Новым является не только значение данного слова, нова (что в общем, вероятно, известно) и сама идея, созданная Реформацией. Это не означает, конечно, что элементов оценки мирской повседневной деятельности, которые содержатся в понятии «Веruf», не было уже в средние века или даже в древности (в эпоху позднего эллинизма), — об этом будет сказано ниже. Безусловно новым было, однако, следующее: в этом понятии заключена оценка, согласно которой выполнение долга в рамках мирской профессии рассматривается как наивысшая задача нравственной жизни человека. Неизбежным следствием этого были представление о религиозном значении мирского будничного труда и создание понятия "Веruf» в вышеуказанном смысле.
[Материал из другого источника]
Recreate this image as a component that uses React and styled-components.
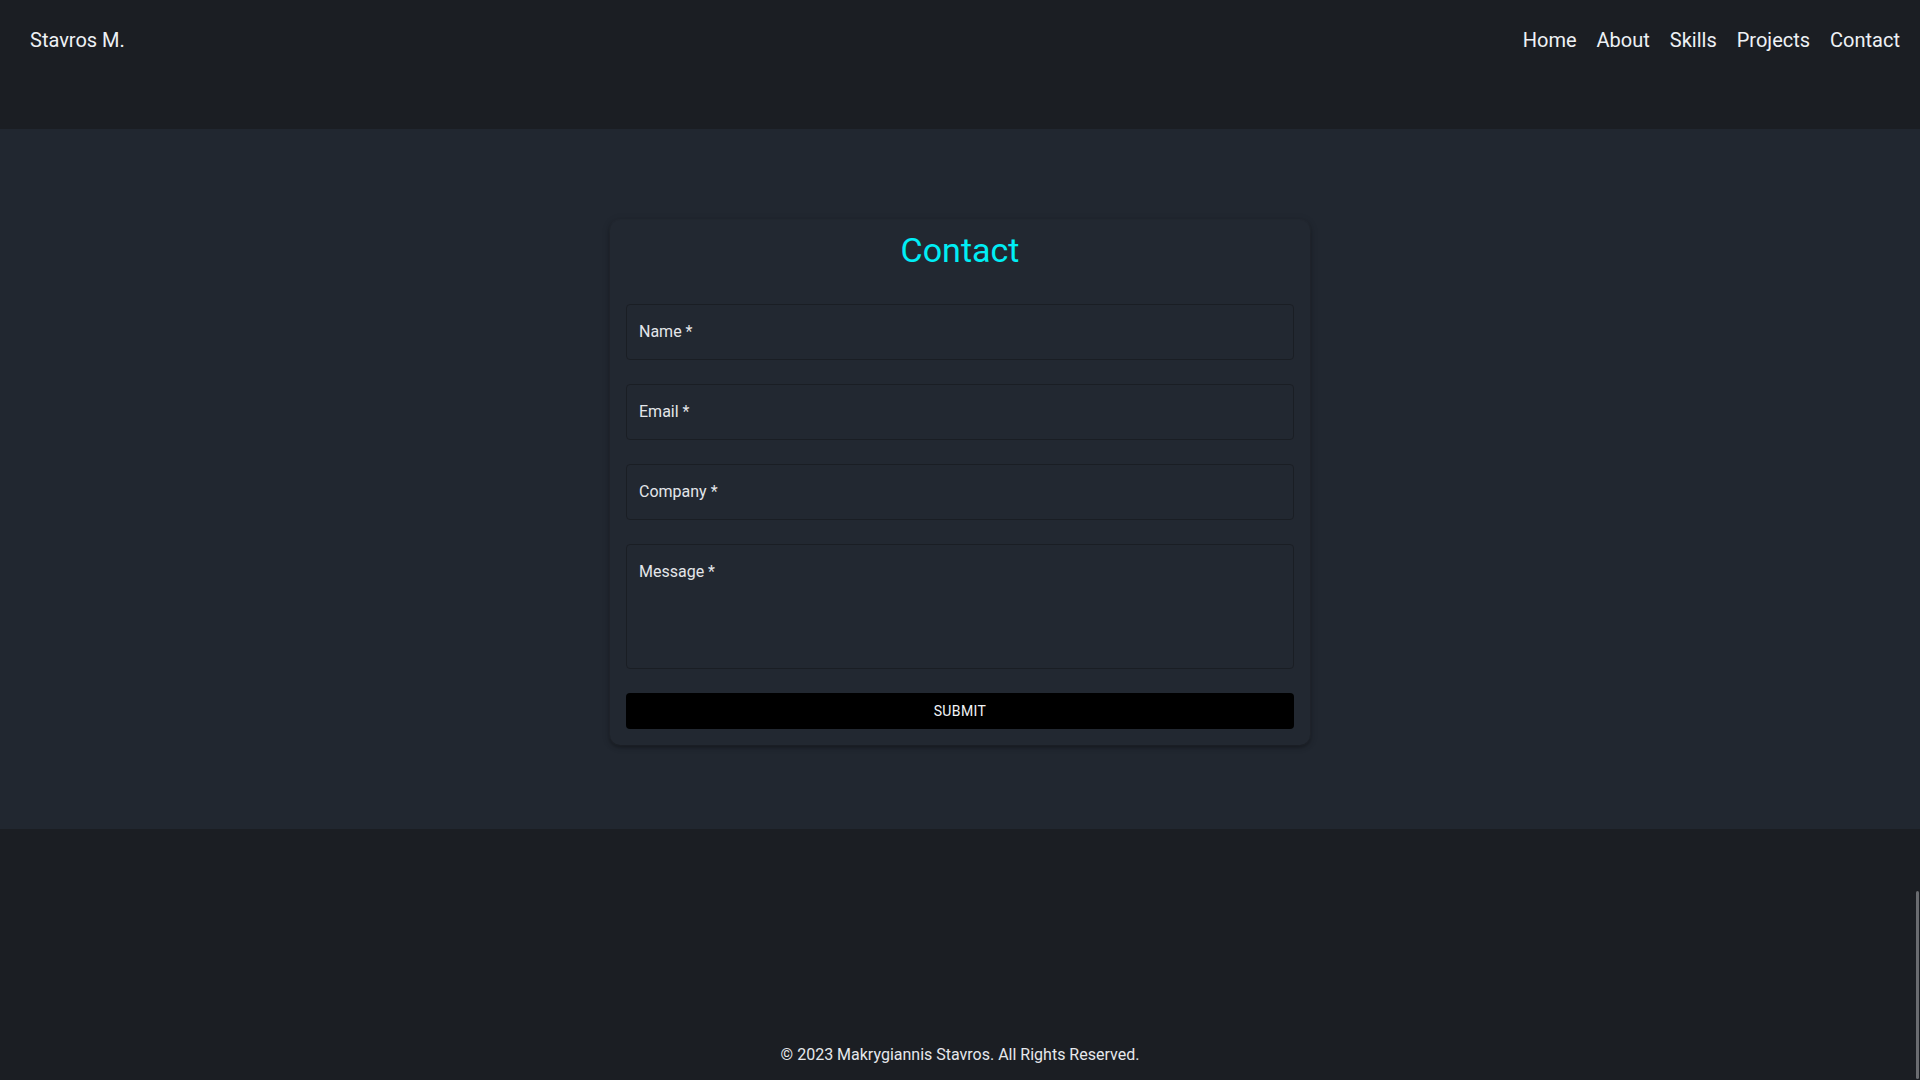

Следовательно, в понятии "Веruf» находит свое выражение тот центральный догмат всех протестантских исповеданий, который отвергает католическое разделение нравственных заветов христианства на "ргаесeрtа"(«заповеди») и "соnsiliа" («советы»), — догмат, который единственным средством быть угодным Богу считает не пренебрежение мирской нравственностью с высот монашеской аскезы, а исключительно выполнение мирских обязанностей так, как они определяются для каждого человека его местом в жизни; тем самым эти обязанности становятся для человека его "призванием".
Эта идея Лютера сложилась на протяжении первого десятилетия его реформаторской деятельности. Вначале Лютер (вполне в духе господствующей средневековой традиции — так, как она выражена, например, у Фомы Аквинского) относит мирскую деятельность к сфере рукотворного: будучи угодной Богу и являясь необходимой естественной основой религиозной жизни, она сама по себе нравственно индифферентна, подобно еде или питью. Однако чем последовательнее Лютер проводит идею "sola fide" («спасение только верой») и чем резче он в связи с этим подчеркивает противоположность своего учения "евангельским советам" католического монашества, которые "продиктованы дьяволом", тем большее значение получает у него профессиональное призвание (Веruf) (С. 44-45). С точки зрения Лютера, монашеский образ жизни не только бессмыслен для оправдания перед Богом, но и являет собой лишь порождение эгоизма и холодного равнодушия пренебрегающего мирскими обязанностями человека. Мирская же деятельность, напротив, характеризуется им как проявление христианской любви к ближнему, причем обоснования Лютера весьма далеки от мирских понятий и находятся едва ли не в гротескном противоречии с известным утверждением Адама Смита; так он аргументирует свою мысль, в частности, тем, что разделение труда принуждает каждого работать для других. Вскоре, однако, это по сути своей схоластическое обоснование опять исчезает, остается же и все более подчеркивается указание на то, что выполнение мирских обязанностей служит при любых обстоятельствах единственным средством быть угодным Богу, что это - и только это - диктуется божественной волей, и что поэтому все дозволенные профессии равны перед Богом.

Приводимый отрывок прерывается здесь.